April 20th, 2008
|fuli_tschai||09:10 pm - 'We want to make friends, not trouble'|
The Romany gypsies who have pitched caravans on land they bought in Langham say they want to make friends, not trouble.
"We want a better education and better life for the children," said Lucy Price, 30. "Tell people to come and meet us, we mean them no harm. We're not going to spend our life savings for a piece of ground to make trouble in the village.
"We want to make friends – we only want a chance."
The field by the A606 has planning permission for stables and is owned by Clifford Lee. He lives there with his wife Lucy, their two daughters, Corolina and Lucy who are both married, and two sons, one of whom is single.
There are also 14 children aged from two months to 16 years.
The matriarch of the family, Lucy Lee, 60, cannot read or write and says they want to stay so the children can attend school.
Sitting inside her immaculate spacious caravan she said: "We are not travellers we are true Romany gypsies and are all one family. We've been around this area for a very long time.
"I've never been to school in my life, none of us has and we would like the children to go."
Her daughter Lucy Price, who has three children, said they were unaware they had to wait for permission before moving the caravans on the land. The family had most recently lived in Hinckley but they were moved on.
Mrs Price said: "It's hard while you've got babies dragging them around. Sometimes you have to pull away at 12 o'clock at night and it is very difficult."
After the recent heavy rainfall the field is very muddy, but inside Mrs Lee's caravan muddy shoes are removed by the door and the four young children inside are well behaved and well dressed.
Mrs Price is a born-again Christian and Blue Boy will be christened, possibly at Langham village church. Many of the 14 children are just toddlers but four school age children have been enrolled at Langham Primary School and will start next week.

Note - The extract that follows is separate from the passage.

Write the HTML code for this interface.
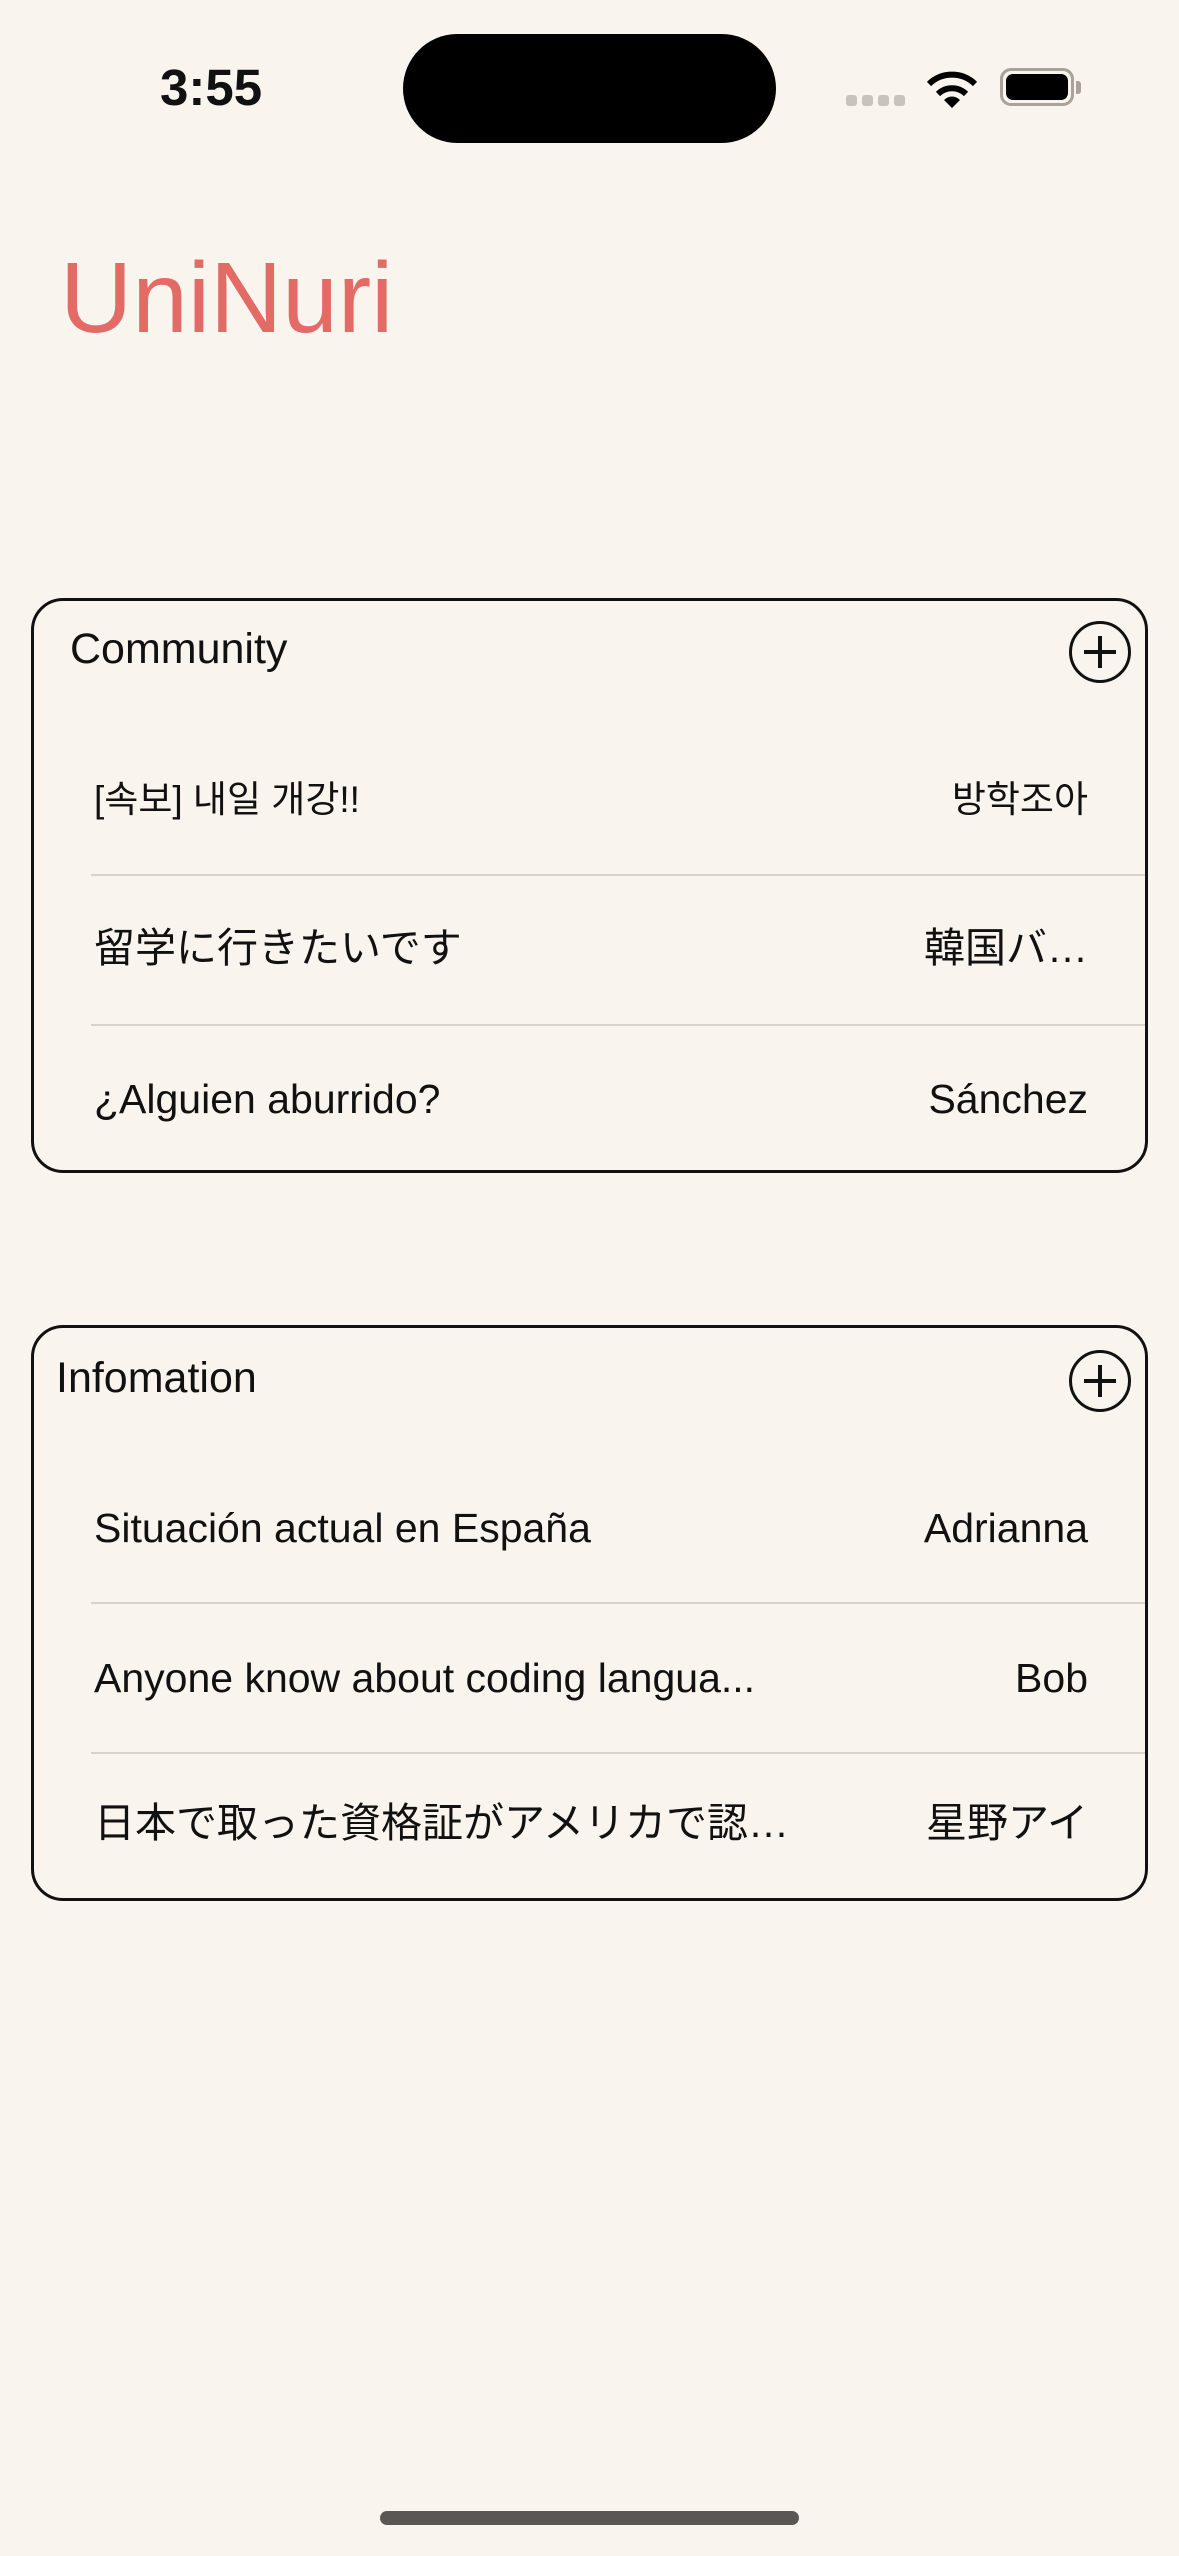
<!DOCTYPE html>
<html><head><meta charset="utf-8"><style>
html,body{margin:0;padding:0}
body{width:1179px;height:2556px;background:#FAF4EE;position:relative;overflow:hidden;font-family:"Liberation Sans","Noto Sans CJK JP","Noto Sans CJK KR",sans-serif;color:#111}
.abs{position:absolute}
.card{position:absolute;left:31px;width:1117px;border:3px solid #111;border-radius:32px;box-sizing:border-box}
.hd{position:absolute;font-size:43px;line-height:50px}
.plus{position:absolute;right:14px;width:62px;height:62px;border:3.5px solid #111;border-radius:50%;box-sizing:border-box}
.plus:before,.plus:after{content:"";position:absolute;background:#111;left:50%;top:50%;transform:translate(-50%,-50%)}
.plus:before{width:32px;height:4px}.plus:after{width:4px;height:32px}
.row{position:absolute;left:60px;right:57px;font-size:41px;line-height:50px;display:flex;justify-content:space-between;white-space:nowrap}
.sep{position:absolute;left:57px;right:0;height:2px;background:#d6d2cc}
</style></head><body>
<div class="abs" style="left:160px;top:58px;font-size:51px;font-weight:bold;line-height:60px">3:55</div>
<div class="abs" style="left:403px;top:34px;width:373px;height:109px;background:#000;border-radius:55px"></div>
<div class="abs" style="left:846px;top:95px;width:11px;height:11px;border-radius:3px;background:#c8c3bd"></div>
<div class="abs" style="left:862px;top:95px;width:11px;height:11px;border-radius:3px;background:#c8c3bd"></div>
<div class="abs" style="left:878px;top:95px;width:11px;height:11px;border-radius:3px;background:#c8c3bd"></div>
<div class="abs" style="left:894px;top:95px;width:11px;height:11px;border-radius:3px;background:#c8c3bd"></div>
<svg class="abs" style="left:926px;top:68px" width="52" height="40" viewBox="0 0 52 40">
<path d="M26 40 L18 32 A11 11 0 0 1 34 32 Z" fill="#000"/>
<path d="M12 26 A20 20 0 0 1 40 26" stroke="#000" stroke-width="6" fill="none"/>
<path d="M3 16 A33 33 0 0 1 49 16" stroke="#000" stroke-width="6" fill="none"/>
</svg>
<div class="abs" style="left:1000px;top:68px;width:74px;height:38px;border:3px solid #a8a29b;border-radius:11px;box-sizing:border-box"></div>
<div class="abs" style="left:1006px;top:74px;width:62px;height:26px;background:#000;border-radius:7px"></div>
<div class="abs" style="left:1076px;top:81px;width:5px;height:13px;background:#a8a29b;border-radius:0 3px 3px 0"></div>
<div class="abs" style="left:60px;top:240px;font-size:100px;line-height:116px;color:#E26B66">UniNuri</div>

<div class="card" style="top:598px;height:575px">
<div class="hd" style="left:36px;top:23px">Community</div>
<div class="plus" style="top:20px"></div>
<div class="row" style="top:174px;font-size:37px"><span>[속보] 내일 개강!!</span><span>방학조아</span></div>
<div class="sep" style="top:273px"></div>
<div class="row" style="top:322px"><span>留学に行きたいです</span><span>韓国バ…</span></div>
<div class="sep" style="top:423px"></div>
<div class="row" style="top:473px"><span>¿Alguien aburrido?</span><span>Sánchez</span></div>
</div>

<div class="card" style="top:1325px;height:576px">
<div class="hd" style="left:22px;top:25px">Infomation</div>
<div class="plus" style="top:22px"></div>
<div class="row" style="top:175px"><span>Situación actual en España</span><span>Adrianna</span></div>
<div class="sep" style="top:274px"></div>
<div class="row" style="top:325px"><span>Anyone know about coding langua...</span><span>Bob</span></div>
<div class="sep" style="top:424px"></div>
<div class="row" style="top:470px"><span>日本で取った資格証がアメリカで認…</span><span>星野アイ</span></div>
</div>

<div class="abs" style="left:380px;top:2511px;width:419px;height:14px;border-radius:7px;background:#5a5654"></div>
</body></html>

Headteacher Janet Lord said: "I know of Romany gypsy families from my previous school and found them to be very positive about their children's education.
"I am sure that through their attendance at our school they will add to our young people's understanding of the cultural diversities that exist within our community."
The men of the family earn a living doing gardening work and a bit of grinding and family members also deal in horses. They own three horses which they are hoping to bring to the site.
Rutland County Council has arranged to put rubbish bins on the land and portable toilets have now been installed. There is water connected on the site.
Mrs Price said: "We've travelled all our lives on the lanes and byways and been brought up with manners, our children don't stink.
"We are not tinkers. We want to be part of the village, if they don't want us we will leave them alone. We understand 100 per cent why people are upset – we are different. We are real Romanies, we are not travellers, and this is our way of life. We understand their fears but give us a chance."
Her sister-in-law Alex Lee, 30, said "We've been brought up to know the difference between right and wrong. We are people like anyone else; we want to settle down to be treated like normal people."
But there is uncertainty in the village about the sudden turn of events. Ward councillor Robert Reid said: "It puts people on edge. I'm sympathetic to residents of Langham and their views and I will be representing their views at the county council planning meeting in May."
And parish council chairman George Kirk said: "All the councillors have had calls about this – people are very concerned that this has happened so quickly."